# A sample of aluminium has a mass of 6.3 g, calculate: 1. the number of mole of aluminium present....

## Question:

A sample of aluminium has a mass of {eq}6.3\ g {/eq}, calculate:

1. the number of mole of aluminium present.

2. the number of atoms of aluminium take ({eq}\rm Al = 27 {/eq}).

## 1 Mole

If {eq}6.022\times 10^{23} {/eq} particles gathered together, then we say that we have 1 mole of that particle.
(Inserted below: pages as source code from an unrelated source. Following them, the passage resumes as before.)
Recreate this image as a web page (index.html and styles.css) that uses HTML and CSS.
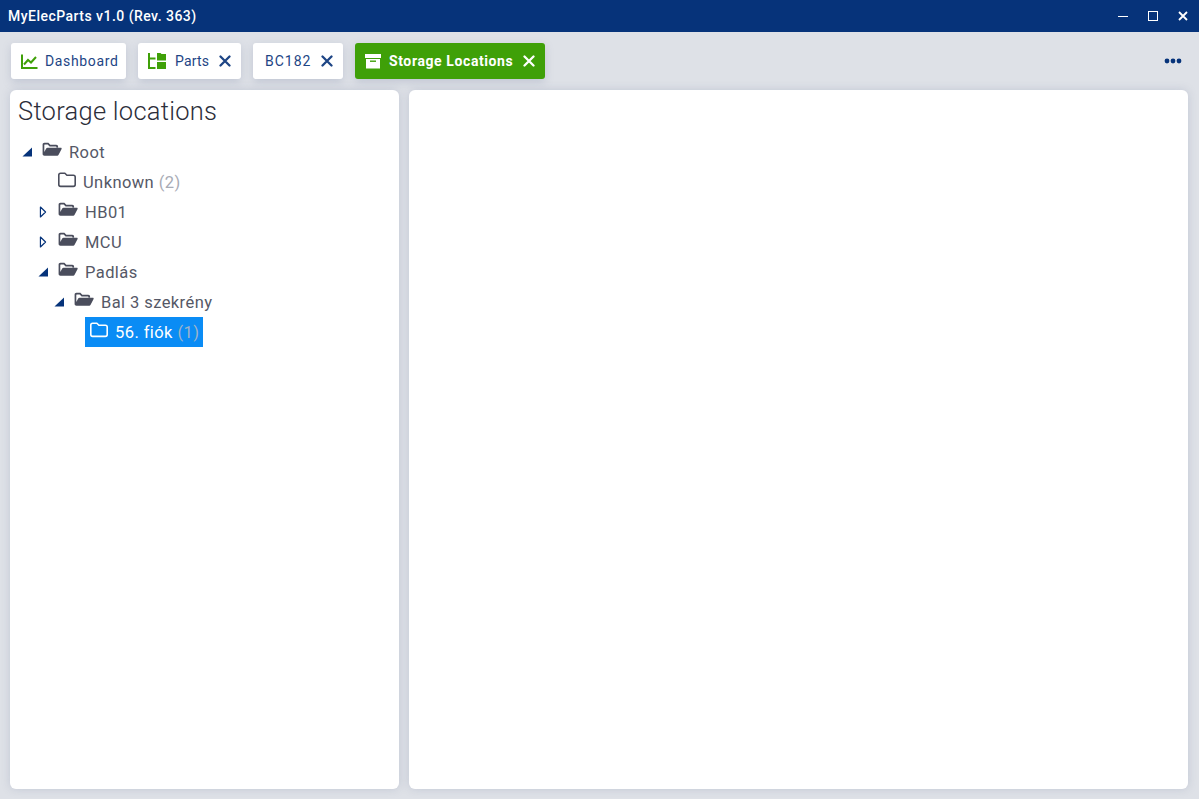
FILE: index.html
```html
<!DOCTYPE html>
<html lang="en">
<head>
<meta charset="utf-8">
<title>MyElecParts</title>
<link rel="stylesheet" href="styles.css">
</head>
<body>
<svg class="defs" width="0" height="0" aria-hidden="true">
  <symbol id="open" viewBox="0 0 20 16"><path d="M0.6 13.5V2.6C0.6 1.6 1.4.8 2.4.8h4l1.9 2h6c1 0 1.8.8 1.8 1.8V5.6h-1.7V5c0-.3-.2-.5-.5-.5H7.6L5.7 2.5H2.8c-.3 0-.5.2-.5.5v7l1.9-3.4c.3-.5.8-.8 1.4-.8h13.2c.7 0 1.1.7.8 1.3l-3 5.7c-.3.5-.8.9-1.4.9H2.4c-1 0-1.8-.7-1.8-1.7z"/></symbol>
  <symbol id="closed" viewBox="0 0 18 16"><path d="M2.6 1.2h4.3l2 2h6.5c1 0 1.8.8 1.8 1.8v7.6c0 1-.8 1.8-1.8 1.8H2.6c-1 0-1.8-.8-1.8-1.8V3c0-1 .8-1.8 1.8-1.8z" fill="none" stroke="currentColor" stroke-width="1.6" stroke-linejoin="round"/></symbol>
  <symbol id="down" viewBox="0 0 10 10"><path d="M10 0.5V9.5H0.5z"/></symbol>
  <symbol id="right" viewBox="0 0 8 14"><path d="M1 1.2L7 7L1 12.8z" fill="none" stroke="currentColor" stroke-width="1.4" stroke-linejoin="round"/></symbol>
  <symbol id="x" viewBox="0 0 12 12"><path d="M1.5 1.5l9 9M10.5 1.5l-9 9" fill="none" stroke="currentColor" stroke-width="2.3" stroke-linecap="round"/></symbol>
</svg>

<header class="titlebar">
  <span class="app-title">MyElecParts v1.0 (Rev. 363)</span>
  <div class="win-controls">
    <svg class="win-btn" width="10" height="10" viewBox="0 0 10 10"><path d="M0 5.5h10" stroke="#fff" stroke-width="1"/></svg>
    <svg class="win-btn" width="10" height="10" viewBox="0 0 10 10"><rect x=".5" y=".5" width="9" height="9" fill="none" stroke="#fff" stroke-width="1"/></svg>
    <svg class="win-btn" width="10" height="10" viewBox="0 0 10 10"><path d="M1 1l8 8M9 1L1 9" stroke="#fff" stroke-width="1.8"/></svg>
  </div>
</header>

<nav class="tabbar">
  <div class="tab tab-dashboard">
    <svg class="tab-icon" width="17" height="15" viewBox="0 0 17 15"><path d="M1 0.5V14H16.5" fill="none" stroke="#3fa008" stroke-width="2"/><path d="M3 10.5L7 6l3 2.5L15 3" fill="none" stroke="#3fa008" stroke-width="2"/></svg>
    <span>Dashboard</span>
  </div>
  <div class="tab tab-parts">
    <svg class="tab-icon" width="18" height="16" viewBox="0 0 18 16"><path d="M1 0v15h6.5M1 5.5h6.5" fill="none" stroke="#3fa008" stroke-width="2"/><path d="M9 0h3.5l1 1H18v6.5H9zM9 9h9v7H9z" fill="#3fa008"/></svg>
    <span>Parts</span>
    <svg class="tab-x"><use href="#x"/></svg>
  </div>
  <div class="tab tab-bc">
    <span>BC182</span>
    <svg class="tab-x"><use href="#x"/></svg>
  </div>
  <div class="tab tab-active">
    <svg class="tab-icon" width="16" height="15" viewBox="0 0 16 15"><path d="M0 0h16v4H0zM1 5h14v9.5H1z" fill="#fff"/><path d="M5 7.2h6" stroke="#3fa008" stroke-width="1.4"/></svg>
    <span>Storage Locations</span>
    <svg class="tab-x"><use href="#x"/></svg>
  </div>
  <svg class="more" width="18" height="6" viewBox="0 0 18 6"><circle cx="3" cy="3" r="2.4"/><circle cx="9" cy="3" r="2.4"/><circle cx="15" cy="3" r="2.4"/></svg>
</nav>

<main class="content">
  <section class="panel panel-tree">
    <h1 class="heading">Storage locations</h1>
    <ul class="tree">
      <li class="row lvl0"><svg class="arrow-down"><use href="#down"/></svg><svg class="folder-open"><use href="#open"/></svg><span class="label">Root</span></li>
      <li class="row lvl1 leaf"><svg class="folder-closed"><use href="#closed"/></svg><span class="label leaf-label">Unknown <span class="count">(2)</span></span></li>
      <li class="row lvl1"><svg class="arrow-right"><use href="#right"/></svg><svg class="folder-open"><use href="#open"/></svg><span class="label">HB01</span></li>
      <li class="row lvl1"><svg class="arrow-right"><use href="#right"/></svg><svg class="folder-open"><use href="#open"/></svg><span class="label">MCU</span></li>
      <li class="row lvl1"><svg class="arrow-down"><use href="#down"/></svg><svg class="folder-open"><use href="#open"/></svg><span class="label">Padlás</span></li>
      <li class="row lvl2"><svg class="arrow-down"><use href="#down"/></svg><svg class="folder-open"><use href="#open"/></svg><span class="label">Bal 3 szekrény</span></li>
      <li class="row lvl3 leaf"><div class="selected"><svg class="folder-closed"><use href="#closed"/></svg><span class="label leaf-label">56. fiók <span class="count">(1)</span></span></div></li>
    </ul>
  </section>
  <section class="panel panel-detail"></section>
</main>
</body>
</html>
```
FILE: styles.css
```css
* { box-sizing: border-box; }
html, body { height: 100%; }
body {
  margin: 0;
  height: 799px;
  overflow: hidden;
  display: flex;
  flex-direction: column;
  background: #dee1e7;
  font-family: "Roboto", "Noto Sans", sans-serif;
  color: #4a4d5c;
  border-right: 1px solid #fff;
}
.defs { position: absolute; }

.titlebar {
  height: 32px;
  flex: none;
  background: #06337a;
  color: #fff;
  display: flex;
  align-items: center;
  justify-content: space-between;
  padding: 0 0 0 8px;
}
.app-title { font-size: 14px; font-weight: 500; letter-spacing: .47px; }
.win-controls { display: flex; align-items: center; gap: 20px; padding-right: 11px; margin-top: -1px; }

.tabbar {
  flex: none;
  height: 58px;
  display: flex;
  align-items: flex-start;
  padding: 11px 17px 0 11px;
  gap: 12px;
}
.tab {
  height: 36px;
  background: #fff;
  border-radius: 3px;
  display: flex;
  align-items: center;
  color: #1e4585;
  font-size: 14px;
  box-shadow: 0 3px 8px rgba(120,130,160,.28);
  letter-spacing: .2px;
}
.tab-dashboard { width: 115px; padding-left: 10px; letter-spacing: .65px; }
.tab-dashboard .tab-icon { margin-right: 7px; }
.tab-parts { width: 103px; padding-left: 10px; }
.tab-parts .tab-icon { margin-right: 9px; margin-top: -1px; }
.tab-parts .tab-x { margin-left: 10px; }
.tab-bc { width: 90px; padding-left: 12px; letter-spacing: 1px; }
.tab-bc .tab-x { margin-left: 10px; }
.tab-active {
  width: 190px;
  padding-left: 10px;
  background: #3fa008;
  color: #fff;
  font-weight: 700;
  letter-spacing: .6px;
}
.tab-active .tab-icon { margin-right: 8px; }
.tab-active .tab-x { margin-left: 10px; }
.tab-x { width: 12px; height: 12px; flex: none; }
.more { margin-left: auto; margin-top: 15px; fill: #06337a; }

.content {
  flex: 1;
  display: flex;
  gap: 10px;
  padding: 0 11px 10px 10px;
  min-height: 0;
}
.panel {
  background: #fff;
  border-radius: 6px;
  box-shadow: 0 0 8px rgba(130,140,170,.3);
}
.panel-tree { width: 389px; flex: none; padding: 6px 8px; }
.panel-detail { flex: 1; }

.heading {
  margin: 0;
  font-size: 25.5px;
  font-weight: 300;
  line-height: 31px;
  color: #2c2e3a;
  letter-spacing: .27px;
}
.tree { list-style: none; margin: 10px 0 0; padding: 0; }
.row {
  height: 30px;
  display: flex;
  align-items: center;
  font-size: 16.5px;
  letter-spacing: .42px;
  color: #555866;
}
.lvl0 { padding-left: 4px; }
.lvl1 { padding-left: 20px; }
.lvl2 { padding-left: 36px; }
.lvl3 { padding-left: 67px; }
.leaf.lvl1 { padding-left: 40px; }

.arrow-down { width: 10px; height: 10px; flex: none; fill: #06337a; margin-right: 10px; }
.arrow-right { width: 8px; height: 12px; flex: none; color: #06337a; margin-left: 1px; margin-right: 11px; }
.folder-open { width: 20px; height: 16px; flex: none; fill: #4a4d5c; margin-right: 7px; margin-top: -4px; }
.folder-closed { width: 18px; height: 16px; flex: none; color: #4a4d5c; margin-right: 7px; margin-top: -4px; }
.lvl3 .folder-closed { color: #fff; margin-right: 7px; }
.count { color: #a8abb5; }
.selected {
  height: 30px;
  width: 118px;
  background: #0a8cf5;
  color: #fff;
  display: flex;
  align-items: center;
  padding-left: 5px;
}
.selected .count { color: #9fb4c9; }
```
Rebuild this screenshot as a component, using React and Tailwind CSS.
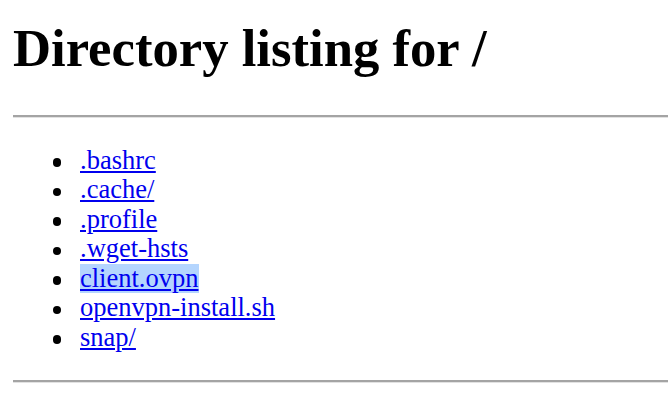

If the particle gathered is atom and weighed, then the mass obtained will be Molar atomic mass.

Given

• {eq}m {/eq} = Mass of aluminium = 6.3 g
• {eq}M {/eq} = Molar mass of aluminium = 27 g/mol
• {eq}N_a {/eq} = Number of particle in 1 mole = Avogadro number = {eq}6.022\times 10^{23} {/eq}

Let

• {eq}n {/eq} = number of moles of aluminium atom in the given mass
• {eq}N {/eq} = Total number of aluminium atoms

Part (1)

We know,

{eq}\textrm{Number of moles}= \dfrac{\textrm{Given mass}}{\textrm{Molar mass}}\\ \therefore n = \dfrac{m}{M}\\ \Rightarrow n = \dfrac{6.3\ g}{27\ g/mol}\\ \Rightarrow n = 0.23\ mol {/eq}

Hence, there are 0.23 moles of AL atom in 6.3 g of it.

Part (2)

We also know,

{eq}\textrm{Total number of moles }=\textrm{Number of moles}\times \textrm{Avogadro number}\\ \therefore N = nN_a\\ \Rightarrow N = 0.23\times 6.022\times 10^{23}\\ \Rightarrow N = 1.405\times 10^{23}\ atoms {/eq}

Hence, {eq}1.405\times 10^{23} {/eq} Al atoms are there in 6.3 g of it.